I hope this trail too is long. Long enough to relax into presence, into the gift of this time.
After a morning breakfast bar and apple (and not my favorite oatmeal in order to save water), we said goodbye to Drew and headed off down the trail. Took a wrong turn and were headed back down to Hanover when we turned around to see the white arrow directing us north. The signs are right there, they so often are. But in the exuberance of morning, in the joy of a good nights sleep, we miss them all the time as we are paying attention to something else.
It’s a beautiful trail, just like yesterday – smooth dirt and rolling. No rocks or roots.
It’s so unusual, as Dad told me, so very different than most of our New England trails. Not the steep and boulder strewn trails in the Whites!
Pat and I have had this week on our calendars for months and decided on this route thanks to a suggestion from my Dad and the planning Pat has done. My father hiked the AT across New Hampshire, all forty-eight of the 4000 footers. Just a few years ago at 85 he hiked up Washington one last time. I wear his pack now to take him with me out on a trail he can no longer navigate. If only it was ten years ago we’d both be out here. He remembers all the details. All the names and twists of the trail. The shelters where we’ll sleep at night. These particulars of the trail stick for him, last and stay.
We rest into the swing of a gentle trail. Meet a sweet young man with two little dogs doing a 10 mile circuit.
I’m not surprised someone is living at Velvet Rocks. My parents used to be the caretakers there when I was growing up. There were always people living up there for the summer.
After we leave him we think of all the questions we didn’t ask. What does he do in Hanover? Perhaps he works in the admissions office? Maybe in med school? A doctor?
No other hikers on the trail all day until tonight when we meet the two wet brothers from Michigan.
At a small stream we stop to fill our water. Fill extra bags of water for tomorrow as well. We have five miles up to Moose Mountain Shelter and no water for miles on our way down. I look around for the straps to tie on my extra water bags. Where are they? They were just here! I look everywhere, figure out some other way to hold them on, lift up my pack and of course – there are the straps!
Here by the trail, a red cooler marked “Trail Magic” with fresh tomatoes! So delicious. We add our names to the list of hikers with lots of exclamation marks of thanks.
Further down the trail, more Trail Magic! Two cushioned chairs. Even after just a day on the trail, the opportunity to sit on a blue cushioned chair in the woods is the height of luxury. A half mile down the trail I drop my pack by a stream we didn’t expect to find and realize my bags of water I’d tied on have fallen off. But when and where?
I leave my pack and head back down the trail thinking that maybe they fell off when I sat on the chair. Sure enough, there they are. And this discovery as well – from the time I noticed my bags of water were gone I knew that if I never did find them it was going to be okay. Pat and I could share a water bag to filter our water. It would be slower but okay. And I must say I was overjoyed to see my two blue bags of water sitting right there on the chair like their own Trail Magic.

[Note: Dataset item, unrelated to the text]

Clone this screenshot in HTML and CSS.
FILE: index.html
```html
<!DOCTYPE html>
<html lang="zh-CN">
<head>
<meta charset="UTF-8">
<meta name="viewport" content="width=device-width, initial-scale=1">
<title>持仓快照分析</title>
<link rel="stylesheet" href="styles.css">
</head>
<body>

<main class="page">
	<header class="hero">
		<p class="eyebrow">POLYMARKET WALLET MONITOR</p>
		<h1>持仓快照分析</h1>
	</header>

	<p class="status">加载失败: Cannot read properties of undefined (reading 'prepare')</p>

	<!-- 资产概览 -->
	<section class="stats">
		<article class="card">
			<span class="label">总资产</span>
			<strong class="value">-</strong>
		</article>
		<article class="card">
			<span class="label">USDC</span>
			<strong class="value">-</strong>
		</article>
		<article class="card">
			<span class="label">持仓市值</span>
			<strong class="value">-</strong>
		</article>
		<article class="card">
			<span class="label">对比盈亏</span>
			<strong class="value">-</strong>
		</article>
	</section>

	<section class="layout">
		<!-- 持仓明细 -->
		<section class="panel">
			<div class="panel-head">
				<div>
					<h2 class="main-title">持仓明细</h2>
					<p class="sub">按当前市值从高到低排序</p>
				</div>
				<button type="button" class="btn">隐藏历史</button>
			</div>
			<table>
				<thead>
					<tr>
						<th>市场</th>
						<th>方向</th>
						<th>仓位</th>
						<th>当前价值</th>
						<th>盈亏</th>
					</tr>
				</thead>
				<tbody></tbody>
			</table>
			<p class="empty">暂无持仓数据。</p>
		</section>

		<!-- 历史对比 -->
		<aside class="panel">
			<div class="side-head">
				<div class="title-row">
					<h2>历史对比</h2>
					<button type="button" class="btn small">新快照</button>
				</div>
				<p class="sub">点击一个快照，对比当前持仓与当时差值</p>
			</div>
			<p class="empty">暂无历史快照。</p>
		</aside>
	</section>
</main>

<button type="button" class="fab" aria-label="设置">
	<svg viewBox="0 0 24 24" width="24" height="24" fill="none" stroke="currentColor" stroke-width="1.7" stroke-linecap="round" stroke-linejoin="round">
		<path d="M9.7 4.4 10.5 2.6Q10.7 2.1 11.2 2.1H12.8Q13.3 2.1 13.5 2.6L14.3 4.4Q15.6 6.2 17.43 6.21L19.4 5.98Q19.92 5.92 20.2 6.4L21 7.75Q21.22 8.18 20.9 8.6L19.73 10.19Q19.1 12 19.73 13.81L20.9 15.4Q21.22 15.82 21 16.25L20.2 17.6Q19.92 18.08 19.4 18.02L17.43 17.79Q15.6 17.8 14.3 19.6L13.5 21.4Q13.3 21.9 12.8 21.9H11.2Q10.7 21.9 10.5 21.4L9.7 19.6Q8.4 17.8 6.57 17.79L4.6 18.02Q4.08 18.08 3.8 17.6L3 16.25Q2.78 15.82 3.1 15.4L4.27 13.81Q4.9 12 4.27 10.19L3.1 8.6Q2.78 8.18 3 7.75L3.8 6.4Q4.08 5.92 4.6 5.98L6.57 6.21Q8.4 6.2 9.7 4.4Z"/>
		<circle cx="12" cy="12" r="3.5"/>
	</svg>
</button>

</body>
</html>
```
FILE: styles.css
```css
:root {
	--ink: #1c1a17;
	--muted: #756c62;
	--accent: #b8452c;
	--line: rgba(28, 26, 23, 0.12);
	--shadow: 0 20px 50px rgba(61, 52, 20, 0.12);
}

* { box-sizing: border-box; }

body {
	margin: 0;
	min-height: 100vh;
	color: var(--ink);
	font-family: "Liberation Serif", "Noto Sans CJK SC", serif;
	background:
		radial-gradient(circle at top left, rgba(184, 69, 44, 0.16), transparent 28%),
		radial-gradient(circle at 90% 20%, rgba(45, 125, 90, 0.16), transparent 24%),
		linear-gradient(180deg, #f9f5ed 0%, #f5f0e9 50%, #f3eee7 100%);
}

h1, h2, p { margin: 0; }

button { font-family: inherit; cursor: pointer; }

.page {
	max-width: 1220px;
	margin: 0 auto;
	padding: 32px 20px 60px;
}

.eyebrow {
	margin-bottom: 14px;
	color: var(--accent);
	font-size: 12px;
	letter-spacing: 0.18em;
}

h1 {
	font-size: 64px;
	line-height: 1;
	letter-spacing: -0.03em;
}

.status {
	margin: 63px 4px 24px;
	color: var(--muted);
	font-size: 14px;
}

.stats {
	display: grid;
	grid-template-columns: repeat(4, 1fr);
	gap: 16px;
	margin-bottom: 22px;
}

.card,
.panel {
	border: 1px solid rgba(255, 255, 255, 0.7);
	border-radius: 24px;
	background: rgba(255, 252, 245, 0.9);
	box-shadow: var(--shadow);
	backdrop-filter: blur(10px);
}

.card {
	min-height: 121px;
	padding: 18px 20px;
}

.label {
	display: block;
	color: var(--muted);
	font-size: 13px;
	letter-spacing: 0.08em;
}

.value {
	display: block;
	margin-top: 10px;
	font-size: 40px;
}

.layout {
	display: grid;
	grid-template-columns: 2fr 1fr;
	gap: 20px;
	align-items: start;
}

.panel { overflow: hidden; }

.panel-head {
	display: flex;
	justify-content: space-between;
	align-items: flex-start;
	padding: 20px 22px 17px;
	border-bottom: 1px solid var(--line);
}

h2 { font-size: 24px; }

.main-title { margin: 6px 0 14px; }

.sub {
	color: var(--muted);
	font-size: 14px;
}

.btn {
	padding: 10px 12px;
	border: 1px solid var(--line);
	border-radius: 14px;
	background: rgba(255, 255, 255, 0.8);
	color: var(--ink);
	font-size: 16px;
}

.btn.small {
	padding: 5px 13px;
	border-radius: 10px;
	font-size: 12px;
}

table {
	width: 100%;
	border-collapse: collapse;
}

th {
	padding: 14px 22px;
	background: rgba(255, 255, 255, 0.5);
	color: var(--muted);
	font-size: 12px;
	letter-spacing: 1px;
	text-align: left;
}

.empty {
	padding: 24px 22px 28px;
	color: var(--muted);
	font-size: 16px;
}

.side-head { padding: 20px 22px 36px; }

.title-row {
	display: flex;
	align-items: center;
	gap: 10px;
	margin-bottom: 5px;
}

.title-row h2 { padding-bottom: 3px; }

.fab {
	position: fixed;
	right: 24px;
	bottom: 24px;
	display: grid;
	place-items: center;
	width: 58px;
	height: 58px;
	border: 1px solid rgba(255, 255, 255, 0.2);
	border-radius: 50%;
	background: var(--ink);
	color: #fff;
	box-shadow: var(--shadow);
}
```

Thank you St. Anthony, patron saint of lost items!
It’s a slow heavy slog up Moose Mountain. Not that far and the trail smooth and sure, but with the extra water weight our packs are heavy!
At last, Moose Shelter, and yes, we beat the storm brewing in the dark clouds to the south just behind us. A little bench looking over the valley. Notes in the shelter book from those who stopped for lunch here and wondered why they always stayed at the lousy shelters and missed staying overnight at ones like these.

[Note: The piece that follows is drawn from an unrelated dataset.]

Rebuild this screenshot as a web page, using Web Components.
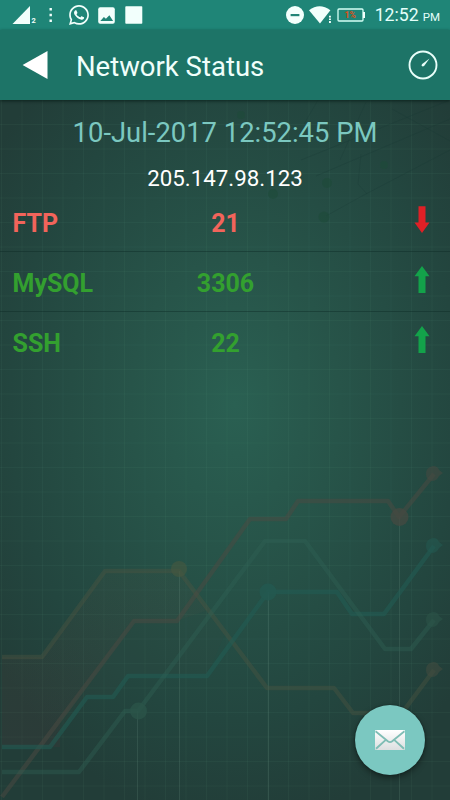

Tonight, we are the fortunate ones. I’m tired but feel so much better after a hot dinner and stretching in the shelter while the rain pelts down. We already have our tents up and they stay up in the wind and rain. I will sleep well again tonight.
We turned around this early morning and found the trail sign we could have walked right by again. I found the straps I couldn’t find and the water bags I dropped. As for the moose? He was there all the time, standing so still, watching us pass by.